De temps à autre, retentit à travers les Halles un perçant coup de sifflet ; l’effet est magique : vendeurs et acheteurs, pris de panique, s’enfuient en désordre et se jettent dans toutes les directions, tandis qu’un bataillon de la milice cerne les Halles et mène au poste tout ce qu’il peut cueillir. Les gavroches de Pétrograd n’ont pas de meilleur divertissement que de provoquer de fausses alertes en simulant le coup de sifflet policier. Sachez bien, d’ailleurs, que les trois quarts des marchandises qui vous sont vendues ont été volées. Le paysan n’apporte pas ses denrées en ville pour les échanger contre un papier-monnaie sans aucune valeur : tout a été volé à l’intendance et aux dépôts de la commune de Pétrograd. Moi-même, l’avouerai-je ? j’ai été encore trop content d’acheter des cigarettes volées à la fabrique de tabac N.... et de la farine volée aux employés des dépôts de farine de N....

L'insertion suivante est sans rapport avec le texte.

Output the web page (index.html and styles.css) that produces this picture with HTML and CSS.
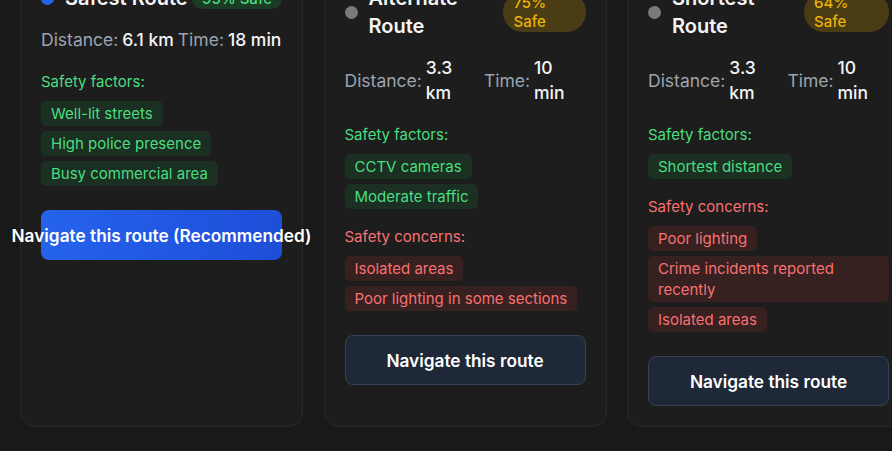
FILE: index.html
```html
<!DOCTYPE html>
<html lang="en">
<head>
<meta charset="utf-8">
<title>Route options</title>
<link rel="stylesheet" href="styles.css">
</head>
<body>
<div class="routes">
  <div class="card">
    <div class="card-head">
      <div class="title-wrap">
        <span class="dot dot-blue"></span>
        <h3 class="title">Safest Route</h3>
      </div>
      <span class="badge badge-green">95% Safe</span>
    </div>
    <div class="stats">
      <span class="stat-label">Distance:</span>
      <span class="stat-value">6.1 km</span>
      <span class="stat-label">Time:</span>
      <span class="stat-value">18 min</span>
    </div>
    <div class="section">
      <div class="section-label good">Safety factors:</div>
      <div class="tags">
        <span class="tag tag-good">Well-lit streets</span>
        <span class="tag tag-good">High police presence</span>
        <span class="tag tag-good">Busy commercial area</span>
      </div>
    </div>
    <button class="btn btn-primary">Navigate this route (Recommended)</button>
  </div>

  <div class="card">
    <div class="card-head">
      <div class="title-wrap">
        <span class="dot dot-grey"></span>
        <h3 class="title">Alternate Route</h3>
      </div>
      <span class="badge badge-yellow">75% Safe</span>
    </div>
    <div class="stats">
      <span class="stat-label">Distance:</span>
      <span class="stat-value">3.3 km</span>
      <span class="stat-label">Time:</span>
      <span class="stat-value">10 min</span>
    </div>
    <div class="section">
      <div class="section-label good">Safety factors:</div>
      <div class="tags">
        <span class="tag tag-good">CCTV cameras</span>
        <span class="tag tag-good">Moderate traffic</span>
      </div>
    </div>
    <div class="section">
      <div class="section-label bad">Safety concerns:</div>
      <div class="tags">
        <span class="tag tag-bad">Isolated areas</span>
        <span class="tag tag-bad">Poor lighting in some sections</span>
      </div>
    </div>
    <button class="btn btn-dark">Navigate this route</button>
  </div>

  <div class="card">
    <div class="card-head">
      <div class="title-wrap">
        <span class="dot dot-grey"></span>
        <h3 class="title">Shortest Route</h3>
      </div>
      <span class="badge badge-yellow">64% Safe</span>
    </div>
    <div class="stats">
      <span class="stat-label">Distance:</span>
      <span class="stat-value">3.3 km</span>
      <span class="stat-label">Time:</span>
      <span class="stat-value">10 min</span>
    </div>
    <div class="section">
      <div class="section-label good">Safety factors:</div>
      <div class="tags">
        <span class="tag tag-good">Shortest distance</span>
      </div>
    </div>
    <div class="section">
      <div class="section-label bad">Safety concerns:</div>
      <div class="tags">
        <span class="tag tag-bad">Poor lighting</span>
        <span class="tag tag-bad">Crime incidents reported recently</span>
        <span class="tag tag-bad">Isolated areas</span>
      </div>
    </div>
    <button class="btn btn-dark">Navigate this route</button>
  </div>
</div>
</body>
</html>
```

FILE: styles.css
```css
html, body {
  margin: 0;
  padding: 0;
  overflow: hidden;
  background: #191919;
}

body {
  font-family: "Inter", "Noto Sans", sans-serif;
  color: #f3f4f6;
  height: 451px;
}

.routes {
  display: grid;
  grid-template-columns: repeat(3, 283px);
  column-gap: 20.5px;
  padding-left: 20px;
  margin-top: -37px;
  width: max-content;
}

.card {
  background: #1d1d1d;
  border: 1px solid #282828;
  border-radius: 14px;
  padding: 20px;
  display: flex;
  flex-direction: column;
  align-items: stretch;
}

.card-head {
  display: flex;
  align-items: center;
  justify-content: space-between;
  gap: 2px;
  margin-bottom: 15px;
}

.title-wrap {
  display: flex;
  align-items: center;
  gap: 11px;
}

.dot {
  width: 13px;
  height: 13px;
  border-radius: 50%;
  flex: none;
}

.dot-blue { background: #2563eb; }
.dot-grey { background: #7a7a7a; }

.title {
  margin: 0;
  font-size: 20px;
  line-height: 28px;
  font-weight: 600;
  color: #f5f5f5;
}

.badge {
  border-radius: 999px;
  padding: 1px 10px;
  font-size: 15px;
  line-height: 19px;
  font-weight: 500;
}

.badge-green { background: #1c3b25; color: #4ade80; }
.badge-yellow { background: #4a3c15; color: #eab308; }

.stats {
  display: flex;
  align-items: center;
  gap: 4px;
  font-size: 17.5px;
  line-height: 25px;
  margin-bottom: 19px;
}

.stat-label { color: #9ca3af; }
.stat-value { color: #f3f4f6; font-weight: 500; }

.section { margin-bottom: 17px; }

.section-label {
  font-size: 15px;
  line-height: 22px;
  margin-bottom: 8px;
}

.good { color: #4ade80; }
.bad { color: #f87171; }

.tags {
  display: flex;
  flex-direction: column;
  align-items: flex-start;
  gap: 5px;
}

.tag {
  font-size: 15px;
  line-height: 21px;
  padding: 2px 10px;
  border-radius: 5px;
}

.tag-good { background: #1b2f22; color: #4ade80; }
.tag-bad { background: #362020; color: #f87171; }

.btn {
  margin-top: 7px;
  height: 50px;
  border-radius: 8px;
  font-family: inherit;
  font-size: 17.25px;
  font-weight: 600;
  color: #ffffff;
  display: flex;
  align-items: center;
  justify-content: center;
  white-space: nowrap;
  cursor: pointer;
  padding: 0;
}

.btn-primary {
  background: linear-gradient(100deg, #2563eb, #1d4ed8);
  border: none;
}

.btn-dark {
  background: #1e2837;
  border: 1px solid #364152;
}
```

A côté de ces commerçants qui ne font commerce que de produits volés, il s’en trouve d’une autre espèce. Pour acheter quelque chose, il faut avoir de l’argent ; mais, pour avoir de l’argent, il faut vendre quelque chose. Alors, vous voyez se mêler à l’armée des vendeurs des femmes de la meilleure société, des jeunes filles, des hommes de l’ex-type bourgeois : les malheureux vous offrent, en le tirant eux aussi de dessous terre, des serviettes, une paire de bottines usées, une cuiller d’argent, une vieille jacquette, un bout de dentelle.